The various stages of development must be guided by the judgment and the genius of the teacher. But what is essential is, that the teacher should keep clearly in his mind that it is just this power of logical precise reasoning which is the whole object of his efforts. If his pupils have in any measure gained this, they have gained all.
We have not yet, however, fully considered this part of our subject. Logical precision is the full realisation of the steps of the argument. But what are the steps of the argument? The full statement of all the steps is far too elaborate and difficult an operation to be introduced into the mathematical reasoning of an educational curriculum. Such a statement involves the introduction of abstract logical ideas which are very difficult to grasp, because there is so rarely any need to make them explicit in ordinary thought. They are therefore not a fit subject-ground for an elementary education.
I do not think that it is possible to draw any theoretical line between those logical steps which form a theoretically full logical investigation, and those which are full enough for most practical purposes, including that of education. The question is one of psychology, to be solved by a process of experiment. The object to be attained is to gain that amount of logical alertness which will enable its possessors to detect fallacy and to know the types of sound logical deduction. The objects of going further are partly philosophical, and also partly to lay bare abstract ideas whose investigation is in itself important. But both these objects are foreign to education.
My opinion is, that, on the whole, the type of logical precision handed down to us by the Greek mathematicians is, roughly speaking, what we want. In geometry, this means the sort of precision which we find in Euclid. I do not mean that we should use his famous _Elements_ as a text-book, nor that here and there a certain compression in his mode of exposition is not advisable. All this is mere detail. What I do mean is, that the sort of logical transition which he made explicit, we should make explicit, and that the sort of transition which he omits, we should omit.
I doubt, however, whether it is desirable to plunge the student into the full rigour of euclidean geometry without some mitigation. It is for this reason that the modern habit, at least in England, of laying great stress in the initial stages on training the pupil in simple constructions from numerical data is to be praised. It means that after a slight amount of reasoning on the euclidean basis of accuracy, the mind of the learner is relieved by doing the things in various special cases, and noting by rough measurements that the desired results are actually attained. It is important, however, that the measurements be not mistaken for the proofs. Their object is to make the beginner apprehend what the abstract ideas really mean.
Again in algebra, the notation and the practical use of the symbols should be acquired in the simplest cases, and the more theoretical treatment of the symbolism reserved to a suitable later stage. My rule would be initially to learn the meaning of the ideas by a crude practice in simple ways, and to refine the logical procedure in preparation for an advance to greater generality. In fact the thesis of my paper can be put in another way thus, the object of a mathematical education is, to acquire the powers of analysis, of generalisation, and of reasoning.

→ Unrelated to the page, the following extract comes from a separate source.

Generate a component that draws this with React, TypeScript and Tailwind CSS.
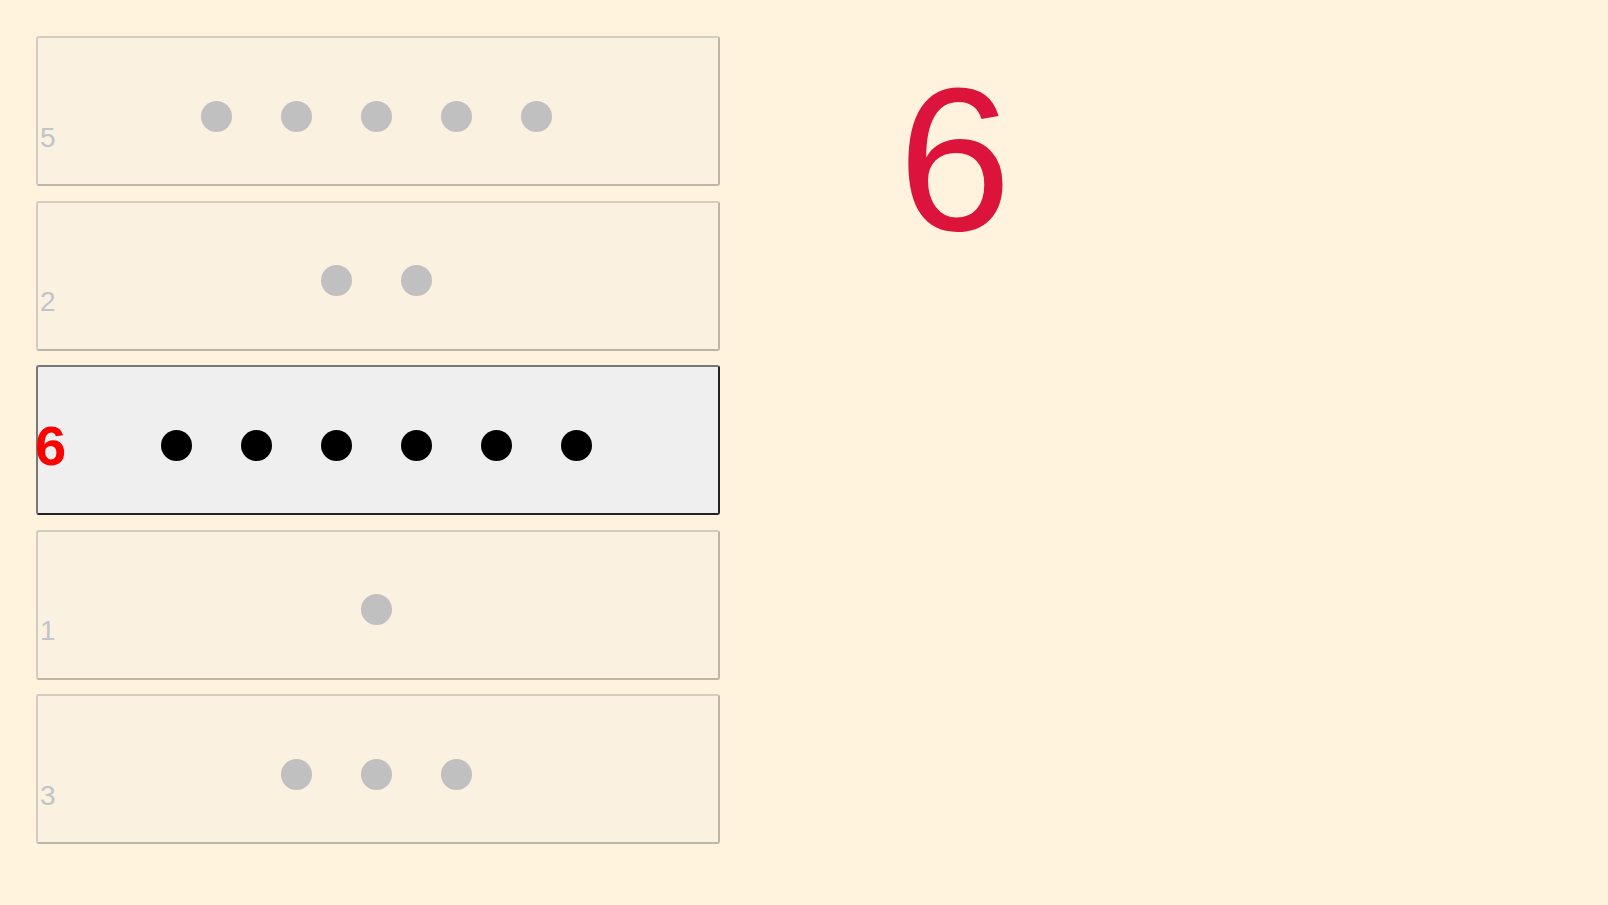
const rows = [
  { n: 5, active: false },
  { n: 2, active: false },
  { n: 6, active: true },
  { n: 1, active: false },
  { n: 3, active: false },
];

function Row({ n, active }: { n: number; active: boolean }) {
  return (
    <div
      className={
        active
          ? 'h-[150px] rounded-[3px] border-2 border-t-[#777777] border-l-[#777777] border-r-[#222222] border-b-[#222222] bg-[#efefef] grid grid-cols-[1fr_auto_1fr] items-center'
          : 'h-[150px] rounded-[3px] border-2 border-t-[#d4ccbe] border-l-[#d4ccbe] border-r-[#bdb5a8] border-b-[#bdb5a8] bg-[#faf1e1] grid grid-cols-[1fr_auto_1fr] items-center'
      }
    >
      <span
        className={
          active
            ? 'justify-self-start ml-[-3px] mt-[12px] text-[56px] leading-none font-bold text-[#ff0000]'
            : 'justify-self-start ml-[2px] mt-[53px] text-[28px] leading-none text-[#c2c4c9]'
        }
      >
        {n}
      </span>
      <div className="flex gap-[49px] pr-[4px] mt-[10px]">
        {Array.from({ length: n }).map((_, i) => (
          <span
            key={i}
            className={active ? 'w-[31px] h-[31px] rounded-full bg-black' : 'w-[31px] h-[31px] rounded-full bg-[#c0c0c0]'}
          />
        ))}
      </div>
      <span />
    </div>
  );
}

export default function App() {
  return (
    <div className="min-h-screen bg-[#fff3dd] flex pt-[36px] pl-[36px] font-['Liberation_Sans',Arial,sans-serif]">
      <div className="w-[684px] flex flex-col gap-[14.5px]">
        {rows.map((r) => (
          <Row key={r.n} n={r.n} active={r.active} />
        ))}
      </div>
      <div className="ml-[178px] mt-[21px] text-[204px] leading-none text-[#dc143c]">6</div>
    </div>
  );
}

The two processes of analysis and generalisation were in my previous statement put together as the power of grasping abstract ideas.
But in order to analyse and to generalise, we must commence with the crude material of ideas which are to be analysed and generalised. Accordingly it is a positive error in education to start with the ultimate products of this process, namely the ideas in their refined analysed and generalised forms. We are thereby skipping an important part of the training, which is to take the ideas as they actually exist in the child's mind, and to exercise the child in the difficult art of civilising them and clothing them.

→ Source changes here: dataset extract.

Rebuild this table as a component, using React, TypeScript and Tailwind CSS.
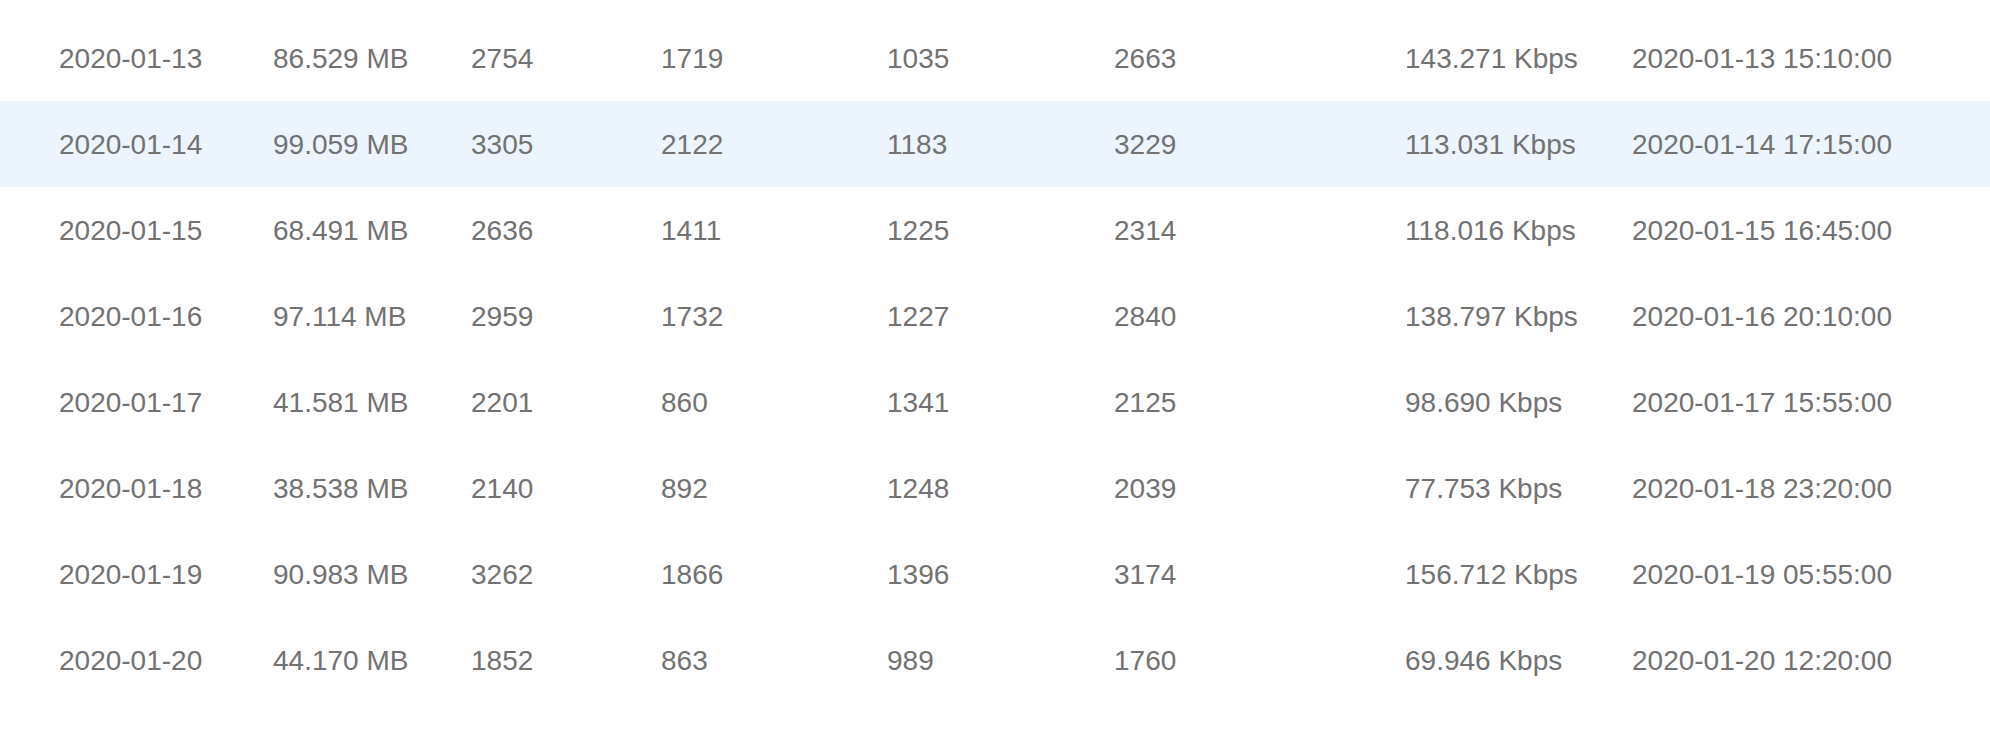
const rows = [
  ["2020-01-13", "86.529 MB", "2754", "1719", "1035", "2663", "143.271 Kbps", "2020-01-13 15:10:00"],
  ["2020-01-14", "99.059 MB", "3305", "2122", "1183", "3229", "113.031 Kbps", "2020-01-14 17:15:00"],
  ["2020-01-15", "68.491 MB", "2636", "1411", "1225", "2314", "118.016 Kbps", "2020-01-15 16:45:00"],
  ["2020-01-16", "97.114 MB", "2959", "1732", "1227", "2840", "138.797 Kbps", "2020-01-16 20:10:00"],
  ["2020-01-17", "41.581 MB", "2201", "860", "1341", "2125", "98.690 Kbps", "2020-01-17 15:55:00"],
  ["2020-01-18", "38.538 MB", "2140", "892", "1248", "2039", "77.753 Kbps", "2020-01-18 23:20:00"],
  ["2020-01-19", "90.983 MB", "3262", "1866", "1396", "3174", "156.712 Kbps", "2020-01-19 05:55:00"],
  ["2020-01-20", "44.170 MB", "1852", "863", "989", "1760", "69.946 Kbps", "2020-01-20 12:20:00"],
];

export default function App() {
  return (
    <div className="w-[1990px] h-[734px] bg-white pt-[15px] font-['Liberation_Sans',Arial,sans-serif] text-[28px] text-[#727272] overflow-hidden">
      {rows.map((r, i) => (
        <div
          key={r[0]}
          className={`grid grid-cols-[214px_198px_190px_226px_227px_291px_227px_1fr] items-center h-[86px] pl-[59px] ${i === 1 ? "bg-[#ecf5fd]" : ""}`}
        >
          {r.map((c, j) => (
            <div key={j} className="whitespace-nowrap pt-[2px]">{c}</div>
          ))}
        </div>
      ))}
    </div>
  );
}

The schoolmaster is in fact a missionary, the savages are the ideas in the child's mind; and the missionary shirks his main task if he refuse to risk his body among the cannibals.
At this point I should like to turn your attention to those pupils forming the mathematical section. There is an idea, widely prevalent, that it is possible to teach mathematics of a relatively advanced type--such as differential calculus, for instance--in a way useful to physicists and engineers without any attention to its logic or its theory.
This seems to me to be a profound mistake. It implies that a merely mechanical knowledge without understanding of ways of arriving at mathematical results is useful in applied science. It is of no use whatever. The results themselves can all be found stated in the appropriate pocket books and in other elementary works of reference. No one when applying a result need bother himself as to why it is true. He accepts it and applies it. What is of supreme importance in physics and in engineering is a mathematically trained mind, and such a mind can only be acquired by a proper mathematical discipline.
I fully admit that the proper way to start such a subject as the differential calculus is to plunge quickly into the use of the notation in a few absurdly simple cases, with a crude explanation of the idea of rates of increase. The notation as thus known can then be used by the lecturers in the Physical and Engineering Laboratories. But the mathematical training of the applied scientists consists in making these ideas precise and the proofs accurate.
I hope that the thesis of this paper respecting the position of logical precision in the teaching of mathematics has been rendered plain. The habit of logical precision with its necessary concentration of thought upon abstract ideas is not wholly possible in the initial stages of learning. It is the ideal at which the teacher should aim. Also logical precision, in the sense of logical explicitness, is not an absolute thing: it is an affair of more or less. Accordingly the quantity of explicitness to be introduced at each stage of progress must depend upon the practical judgment of the teacher. Lastly, in a sense, the instructed mind is less explicit; for it travels more quickly over a well-remembered path, and may save the trouble of putting into words trains of thought which are very obvious to it. But on the other hand it atones for this rapidity by a concentration on every subtle point where a fallacy can lurk. The habit of logical precision is the instinct for the subtle difficulty.